[54:L-3] The maze can never be solved in terms of “horizontal” space, only “vertical” space (involving conversion of time into space).* This is ostensibly Celtic, but below that, as it were, lies pan-Indian thought about karma and maya and most of all compassion—expressed in Parsifal as “pity’s [i.e., compassion’s] highest power”; the significance of Mitleid in the statement in Parsifal is now explained to me: compassion’s highest power is the only power capable of solving the maze, and the recognition of “compassion’s highest power” is the essence of Buddhism, i.e., the bodhisattva or Buddha-to-be. VALIS, then, is Celtic (Parsifal, the maze) and Indian (Buddhism), by way of Crete (the dream of the plate of spaghetti and the trident and the elevator)—this last representing vertical ascent or descent: the fourth spatial axis is spiritual space: to rise vertically is to ascend to heaven which also signifies spiritual ascent or enlightenment.

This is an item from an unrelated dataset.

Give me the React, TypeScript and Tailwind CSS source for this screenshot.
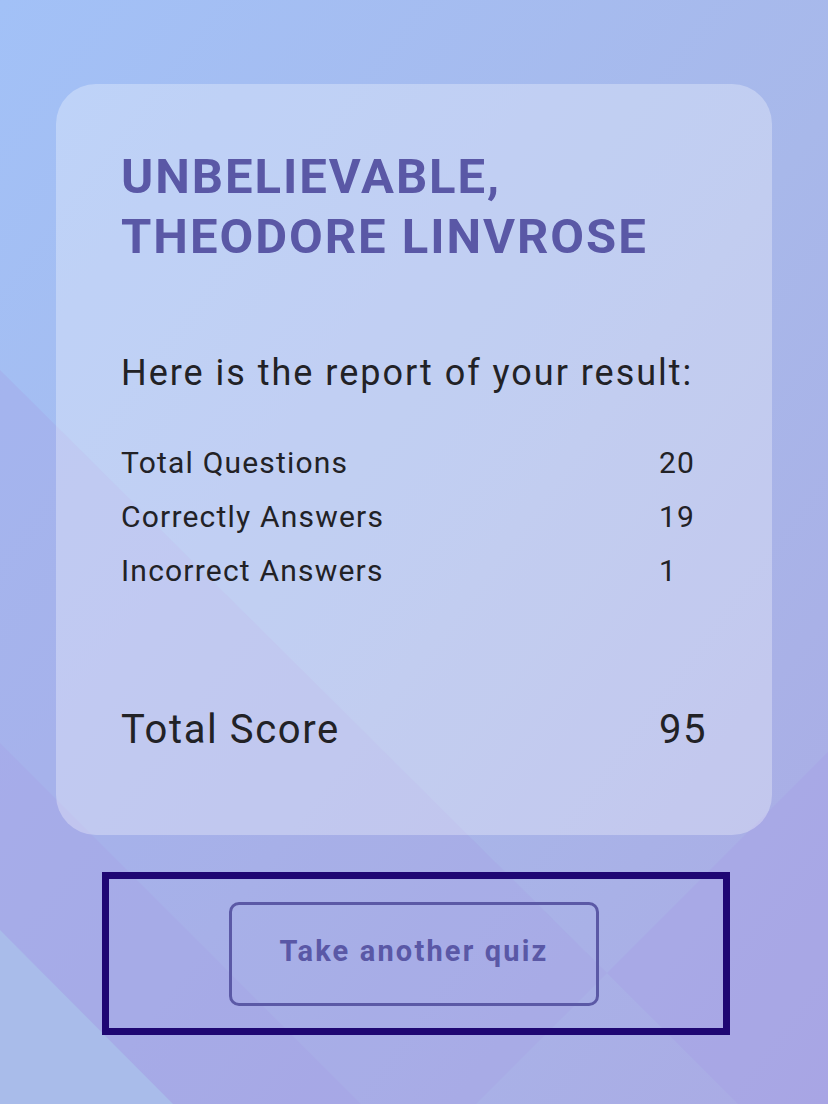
const stats = [
  { label: "Total Questions", value: "20" },
  { label: "Correctly Answers", value: "19" },
  { label: "Incorrect Answers", value: "1" },
];

function Backdrop() {
  return (
    <svg className="absolute inset-0 w-full h-full pointer-events-none" viewBox="0 0 828 1104" preserveAspectRatio="none">
      <defs>
        <linearGradient id="bg" x1="0" y1="0" x2="1" y2="1">
          <stop offset="0" stopColor="#a2c1f7" />
          <stop offset="0.55" stopColor="#a8b8ea" />
          <stop offset="1" stopColor="#aaaae4" />
        </linearGradient>
      </defs>
      <rect width="828" height="1104" fill="url(#bg)" />
      <polygon points="0,370 607,973 476,1104 0,1104" fill="#a69fe6" opacity="0.3" />
      <polygon points="828,752 607,973 738,1104 828,1104" fill="#a69fe6" opacity="0.35" />
      <polygon points="0,743 361,1104 0,1104" fill="#a69fe6" opacity="0.3" />
      <polygon points="0,930 173,1104 0,1104" fill="#a9bdea" opacity="0.95" />
    </svg>
  );
}

export default function App() {
  return (
    <div className="relative w-full min-h-screen overflow-hidden" style={{ fontFamily: "Roboto, 'Noto Sans', sans-serif" }}>
      <Backdrop />
      <div className="relative z-10 px-[56px] pt-[84px]">
        <div className="h-[751px] rounded-[40px] bg-white/30 px-[65px] pt-[63px]">
          <h1 className="text-[49px] leading-[60px] font-bold uppercase tracking-[0.04em] text-[#5a58a6]">
            Unbelievable,
            <br />
            Theodore Linvrose
          </h1>
          <p className="mt-[84px] text-[36px] leading-[44px] tracking-[0.055em] text-[#222226]">Here is the report of your result:</p>
          <div className="mt-[48px] flex flex-col gap-[14px]">
            {stats.map((s) => (
              <div key={s.label} className="grid grid-cols-[538px_1fr] text-[30px] leading-[40px] tracking-[0.04em] text-[#222226]">
                <span>{s.label}</span>
                <span>{s.value}</span>
              </div>
            ))}
          </div>
          <div className="mt-[115px] grid grid-cols-[538px_1fr] text-[40px] leading-[48px] tracking-[0.04em] text-[#222226]">
            <span>Total Score</span>
            <span>95</span>
          </div>
        </div>
        <div className="mt-[37px] ml-[46px] w-[628px] h-[163px] border-[7px] border-[#1f0773] flex items-center pl-[120px]">
          <button className="w-[370px] h-[104px] rounded-[10px] border-[3px] border-[#5b59a6] text-[29px] font-bold tracking-[0.075em] text-[#5a58a6]">
            <span className="relative -top-[2px]">Take another quiz</span>
          </button>
        </div>
      </div>
    </div>
  );
}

  [54:L-5] Dio. The “here, my son, time turns into space” in Parsifal refers to (1) the maze; and (2) is a solution to the maze. It all comes together in Parsifal, which secretly deals with bodhisattva: Mitleid, hence the Buddha. And karma and Maya. What was precisely not solved in VALIS (“pity’s highest power”) is at last solved at the end—as the end—of BTA: compassion as the bodhisattva or Buddha to be: viz: one attains Nirvana—release from the maze via the pulley—due to compassion—i.e., Mitleid, which solves the horizontal maze. Pity is the fourth spatial axis. This can be expressed best by: the way back into the maze—what the bodhisattva chooses (to do)—is, paradoxically, the way—the only way—out of the maze.

  And my point is: this was to be the theme of Owl in which he is trapped in the maze and only escapes, actually, rather than seemingly, when he decides voluntarily to return (to resubject himself to the power of the maze) for the sake of these others, still in it. That is, you can never leave alone; to leave you must elect to take the others out; thus Christ said, “Greater love hath no man than that he give up his life for his friend”; this is the cryptic utterance of the soul’s solution to the maze, and is the essence of Christianity. Christianity, then, is a system of solution to the maze. Had I written Owl I would have expressed this solution which I had already formulated on a supra-conscious level.

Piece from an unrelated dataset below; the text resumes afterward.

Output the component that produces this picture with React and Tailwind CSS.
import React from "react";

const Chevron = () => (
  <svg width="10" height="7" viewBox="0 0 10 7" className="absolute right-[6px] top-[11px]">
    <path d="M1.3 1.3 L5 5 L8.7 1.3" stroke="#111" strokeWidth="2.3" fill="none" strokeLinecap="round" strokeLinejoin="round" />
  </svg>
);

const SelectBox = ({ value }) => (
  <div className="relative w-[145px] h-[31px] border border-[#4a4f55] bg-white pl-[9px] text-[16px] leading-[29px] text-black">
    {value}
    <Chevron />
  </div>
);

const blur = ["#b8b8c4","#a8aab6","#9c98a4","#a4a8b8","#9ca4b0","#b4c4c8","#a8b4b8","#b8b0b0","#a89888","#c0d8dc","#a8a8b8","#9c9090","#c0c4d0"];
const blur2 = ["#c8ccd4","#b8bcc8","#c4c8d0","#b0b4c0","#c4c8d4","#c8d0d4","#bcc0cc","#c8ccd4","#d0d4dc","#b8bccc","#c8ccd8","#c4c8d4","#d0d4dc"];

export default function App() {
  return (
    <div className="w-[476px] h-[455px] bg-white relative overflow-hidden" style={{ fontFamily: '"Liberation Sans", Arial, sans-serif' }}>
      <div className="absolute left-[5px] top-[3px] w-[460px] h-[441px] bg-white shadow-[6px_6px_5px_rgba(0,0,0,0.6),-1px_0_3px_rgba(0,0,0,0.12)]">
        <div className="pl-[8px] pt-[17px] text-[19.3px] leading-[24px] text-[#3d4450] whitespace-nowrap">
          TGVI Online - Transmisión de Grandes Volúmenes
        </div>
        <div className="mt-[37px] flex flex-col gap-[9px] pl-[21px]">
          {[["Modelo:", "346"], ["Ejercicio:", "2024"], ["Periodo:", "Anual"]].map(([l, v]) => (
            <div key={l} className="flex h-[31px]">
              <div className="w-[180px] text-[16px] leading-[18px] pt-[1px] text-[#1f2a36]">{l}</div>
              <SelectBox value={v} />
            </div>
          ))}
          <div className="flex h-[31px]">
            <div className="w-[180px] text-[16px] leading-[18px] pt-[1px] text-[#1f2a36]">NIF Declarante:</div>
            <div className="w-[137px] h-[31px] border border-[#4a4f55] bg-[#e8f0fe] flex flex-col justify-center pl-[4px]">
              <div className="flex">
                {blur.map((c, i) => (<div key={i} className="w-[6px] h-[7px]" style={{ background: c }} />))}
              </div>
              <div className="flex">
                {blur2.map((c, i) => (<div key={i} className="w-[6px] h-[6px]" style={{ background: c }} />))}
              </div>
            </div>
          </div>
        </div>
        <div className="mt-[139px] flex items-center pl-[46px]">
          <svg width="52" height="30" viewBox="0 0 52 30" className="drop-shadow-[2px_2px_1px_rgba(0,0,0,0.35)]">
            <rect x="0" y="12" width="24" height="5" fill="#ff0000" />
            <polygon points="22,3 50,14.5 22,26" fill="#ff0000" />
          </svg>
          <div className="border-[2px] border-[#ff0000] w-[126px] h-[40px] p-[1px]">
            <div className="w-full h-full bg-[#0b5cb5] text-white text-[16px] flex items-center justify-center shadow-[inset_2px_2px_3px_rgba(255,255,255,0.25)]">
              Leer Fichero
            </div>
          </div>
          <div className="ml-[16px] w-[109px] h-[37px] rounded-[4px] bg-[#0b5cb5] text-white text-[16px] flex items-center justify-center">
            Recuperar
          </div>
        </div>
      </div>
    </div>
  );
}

  It is almost all there in VALIS but the specific, crucial solution itself (VALIS states the problem) is at the end of BTA, so the problem is in VALIS and the solution to the problem (as I recently realized) is held back till BTA and then only at the end.

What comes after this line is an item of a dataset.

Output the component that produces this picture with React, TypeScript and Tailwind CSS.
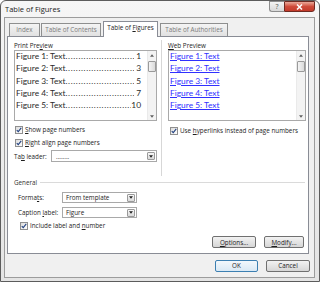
import React from "react";

function Check() {
  return (
    <span className="w-[8px] h-[8px] shrink-0 border border-[#8f8f8f] bg-linear-to-br from-[#dcdcdc] to-white flex items-center justify-center">
      <svg viewBox="0 0 8 8" className="w-[6px] h-[6px]">
        <path d="M1 4.2 L3 6.2 L7 1.2" stroke="#1f3f7f" strokeWidth="1.4" fill="none" />
      </svg>
    </span>
  );
}

function DropBtn() {
  return (
    <span className="w-[8px] h-[8px] mr-[1px] shrink-0 border border-[#9a9a9a] rounded-[1px] bg-linear-to-b from-[#f7f7f7] to-[#d9d9d9] flex items-center justify-center">
      <svg viewBox="0 0 5 3" className="w-[4px] h-[3px]">
        <path d="M0 0H5L2.5 3Z" fill="#222" />
      </svg>
    </span>
  );
}

function ScrollBar() {
  return (
    <div className="w-[9px] shrink-0 h-full bg-[#f3f3f3] border-l border-[#eaeaea] flex flex-col items-center">
      <div className="h-[8px] flex items-center justify-center">
        <svg viewBox="0 0 5 3" className="w-[4px] h-[3px]">
          <path d="M0 3H5L2.5 0Z" fill="#606060" />
        </svg>
      </div>
      <div className="w-[8px] h-[11px] mt-[2px] border border-[#9a9a9a] rounded-[1px] bg-linear-to-r from-[#f4f4f4] to-[#dadada]" />
      <div className="flex-1" />
      <div className="h-[8px] flex items-center justify-center">
        <svg viewBox="0 0 5 3" className="w-[4px] h-[3px]">
          <path d="M0 0H5L2.5 3Z" fill="#606060" />
        </svg>
      </div>
    </div>
  );
}

const printRows = [
  ["Figure 1: Text", " 1"],
  ["Figure 2: Text", " 3"],
  ["Figure 3: Text", " 5"],
  ["Figure 4: Text", " 7"],
  ["Figure 5: Text", "10"],
];

const dots = "..................................................";

export default function App() {
  return (
    <div className="w-[320px] h-[282px] overflow-hidden bg-white">
      <div className="w-[320px] h-[282px] rounded-t-[6px] border border-[#5c5c5c] bg-linear-to-b from-[#f6f6f6] to-[#e4e4e4] flex flex-col font-['Segoe_UI','Open_Sans','Noto_Sans',sans-serif] text-[#1e1e1e]">
        {/* Title bar */}
        <div className="h-[16px] flex items-start justify-between">
          <span className="pl-[4px] pt-[3px] text-[7.5px] leading-[10px] text-[#222]">Table of Figures</span>
          <div className="flex mr-[4px]">
            <div className="w-[15px] h-[11px] border border-[#8d8d8d] border-r-0 rounded-bl-[3px] bg-linear-to-b from-[#f4f4f4] to-[#d8d8d8] flex items-center justify-center text-[7px] leading-none text-[#555]">
              ?
            </div>
            <div className="w-[31px] h-[11px] border border-[#6f2a22] rounded-br-[3px] bg-linear-to-b from-[#e9a89a] via-[#cf4b3b] to-[#c23a2a] flex items-center justify-center">
              <svg viewBox="0 0 7 6" className="w-[7px] h-[6px]">
                <path d="M1 0.5 L6 5.5 M6 0.5 L1 5.5" stroke="white" strokeWidth="1.5" />
              </svg>
            </div>
          </div>
        </div>

        {/* Client area */}
        <div className="ml-[3px] mr-[4px] mb-[3px] flex-1 border border-[#9c9c9c] bg-[#f0f0f0] flex flex-col">
          {/* Tabs */}
          <div className="h-[19px] -mb-[1px] relative z-10 flex items-end pl-[4px] text-[6.3px] leading-none">
            <div className="w-[31px] h-[13px] mb-[1px] border border-b-0 border-[#8e8f8f] bg-linear-to-b from-[#f4f4f4] to-[#e1e1e1] flex items-center justify-center text-[#7c7c7c]">
              Index
            </div>
            <div className="w-[60px] h-[13px] mb-[1px] ml-[1px] border border-b-0 border-[#8e8f8f] bg-linear-to-b from-[#f4f4f4] to-[#e1e1e1] flex items-center justify-center text-[#7c7c7c]">
              Table of Contents
            </div>
            <div className="w-[55px] h-[16px] ml-[2px] border border-b-0 border-[#898c95] bg-white flex items-start pt-[3px] justify-center text-[#1e1e1e]">
              <span>
                Table of <span className="underline">F</span>igures
              </span>
            </div>
            <div className="w-[68px] h-[13px] mb-[1px] ml-[2px] border border-b-0 border-[#8e8f8f] bg-linear-to-b from-[#f4f4f4] to-[#e1e1e1] flex items-center justify-center text-[#7c7c7c]">
              Table of Authorities
            </div>
          </div>

          {/* Panel */}
          <div className="ml-[2px] mr-[5px] h-[218px] border border-[#898c95] bg-white flex flex-col text-[6.3px] leading-[9px]">
            {/* previews */}
            <div className="h-[139px] flex pl-[6px] pt-[4px]">
              <div className="w-[143px] flex flex-col">
                <span className="h-[9px] text-[#1e1e1e]">
                  Print Pre<span className="underline">v</span>iew
                </span>
                <div className="h-[71px] border border-[#a9a9a9] flex">
                  <div className="flex-1 min-w-0 overflow-hidden -mt-[1px] pl-[1px] pr-[6px] font-['Lato','Carlito',sans-serif] text-[8.4px] leading-[12.25px] text-[#2b2b2b]">
                    {printRows.map(([t, n]) => (
                      <div key={t} className="flex whitespace-pre">
                        <span className="shrink-0">{t}</span>
                        <span className="flex-1 min-w-0 overflow-hidden tracking-[0.6px]">{dots}</span>
                        <span className="shrink-0">{n}</span>
                      </div>
                    ))}
                  </div>
                  <ScrollBar />
                </div>
                <div className="mt-[4px] h-[9px] flex items-center gap-[2px] pl-[1px]">
                  <Check />
                  <span>
                    <span className="underline">S</span>how page numbers
                  </span>
                </div>
                <div className="mt-[4px] h-[9px] flex items-center gap-[2px] pl-[1px]">
                  <Check />
                  <span>
                    <span className="underline">R</span>ight align page numbers
                  </span>
                </div>
                <div className="mt-[3px] flex items-center">
                  <span className="w-[37px]">
                    Ta<span className="underline">b</span> leader:
                  </span>
                  <div className="flex-1 h-[12px] border border-[#a9a9a9] bg-white flex items-center">
                    <span className="flex-1 pl-[4px] text-[#333]">........</span>
                    <DropBtn />
                  </div>
                </div>
              </div>
              <div className="w-[1px] ml-[4px] mr-[6px] bg-[#d7d7d7] -mt-[1px]" />
              <div className="w-[138px] flex flex-col">
                <span className="h-[9px] text-[#1e1e1e]">
                  <span className="underline">W</span>eb Preview
                </span>
                <div className="h-[71px] border border-[#a9a9a9] flex">
                  <div className="flex-1 min-w-0 -mt-[1px] pl-[1px] font-['Lato','Carlito',sans-serif] text-[8.4px] leading-[12.25px] text-[#3030ff]">
                    {printRows.map(([t]) => (
                      <div key={t}>
                        <span className="underline">{t}</span>
                      </div>
                    ))}
                  </div>
                  <ScrollBar />
                </div>
                <div className="mt-[5px] h-[9px] flex items-center gap-[2px] pl-[2px] whitespace-nowrap">
                  <Check />
                  <span>
                    Use <span className="underline">h</span>yperlinks instead of page numbers
                  </span>
                </div>
              </div>
            </div>

            {/* General */}
            <div className="flex flex-col flex-1 pl-[6px] pr-[3px]">
              <div className="mt-[1px] h-[10px] flex items-center gap-[3px]">
                <span className="text-[#333]">General</span>
                <div className="flex-1 h-[1px] bg-[#dadada]" />
              </div>
              <div className="pl-[4px] flex flex-col">
                <div className="mt-[5px] flex items-center">
                  <span className="w-[44px] whitespace-nowrap">
                    Forma<span className="underline">t</span>s:
                  </span>
                  <div className="w-[75px] h-[11px] border border-[#a9a9a9] bg-white flex items-center">
                    <span className="flex-1 pl-[3px]">From template</span>
                    <DropBtn />
                  </div>
                </div>
                <div className="mt-[4px] flex items-center">
                  <span className="w-[44px] whitespace-nowrap">
                    Caption <span className="underline">l</span>abel:
                  </span>
                  <div className="w-[75px] h-[11px] border border-[#a9a9a9] bg-white flex items-center">
                    <span className="flex-1 pl-[3px]">Figure</span>
                    <DropBtn />
                  </div>
                </div>
                <div className="mt-[3px] h-[9px] flex items-center gap-[2px] pl-[2px]">
                  <Check />
                  <span>
                    Include label and <span className="underline">n</span>umber
                  </span>
                </div>
              </div>
              <div className="mt-[6px] flex justify-end gap-[8px] pr-[1px]">
                <div className="w-[44px] h-[12px] border border-[#707070] rounded-[2px] bg-linear-to-b from-[#f2f2f2] to-[#d6d6d6] flex items-center justify-center">
                  <span>
                    <span className="underline">O</span>ptions...
                  </span>
                </div>
                <div className="w-[40px] h-[12px] border border-[#707070] rounded-[2px] bg-linear-to-b from-[#f2f2f2] to-[#d6d6d6] flex items-center justify-center">
                  <span>
                    <span className="underline">M</span>odify...
                  </span>
                </div>
              </div>
            </div>
          </div>

          {/* Bottom buttons */}
          <div className="flex-1 flex items-start justify-end pt-[6px] pr-[4px] gap-[8px] text-[6.3px] leading-none">
            <div className="w-[43px] h-[12px] border border-[#3c7fb1] rounded-[2px] bg-linear-to-b from-[#f2f8fc] to-[#d9e9f5] flex items-center justify-center">
              OK
            </div>
            <div className="w-[44px] h-[12px] border border-[#707070] rounded-[2px] bg-linear-to-b from-[#f2f2f2] to-[#d6d6d6] flex items-center justify-center">
              Cancel
            </div>
          </div>
        </div>
      </div>
    </div>
  );
}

  [54:L-7] So perhaps the truest statement in VALIS is by Lampton when he says that the purpose of Valis is to fire subliminal info/instructions to you as to how to get out of the maze. Deconstructed, this pertains to all the avatars, Christ included. But Gautama most especially in the bodhisattva concept regarding compassion specifically expressed as: voluntarily returning to the maze; that is, the ultimate paradox of the maze, its quintessential ingenuity of construction, is that the only real way out is a voluntary way back in (into it and its power), which is the path of the bodhisattva. The maze, then, is one colossal and absolute Chinese finger trap.

  [54:L-9] Dio—this means that (as I intended to say in Owl) when you think you are out of the maze—i.e., saved—you are in fact still in it. You only actually get out when you seem to be out, think you are out, and voluntarily decide to return! You have to get outside of the maze to get outside of the maze; hence I say that both the maze (the occlusion) and the solution to the maze are self-winding. So in a sense there is no solution once you are in the maze. In a sense the solution is (1) impossible; and (2) acausal.

  And everything is there, but only when all 3 volumes are read.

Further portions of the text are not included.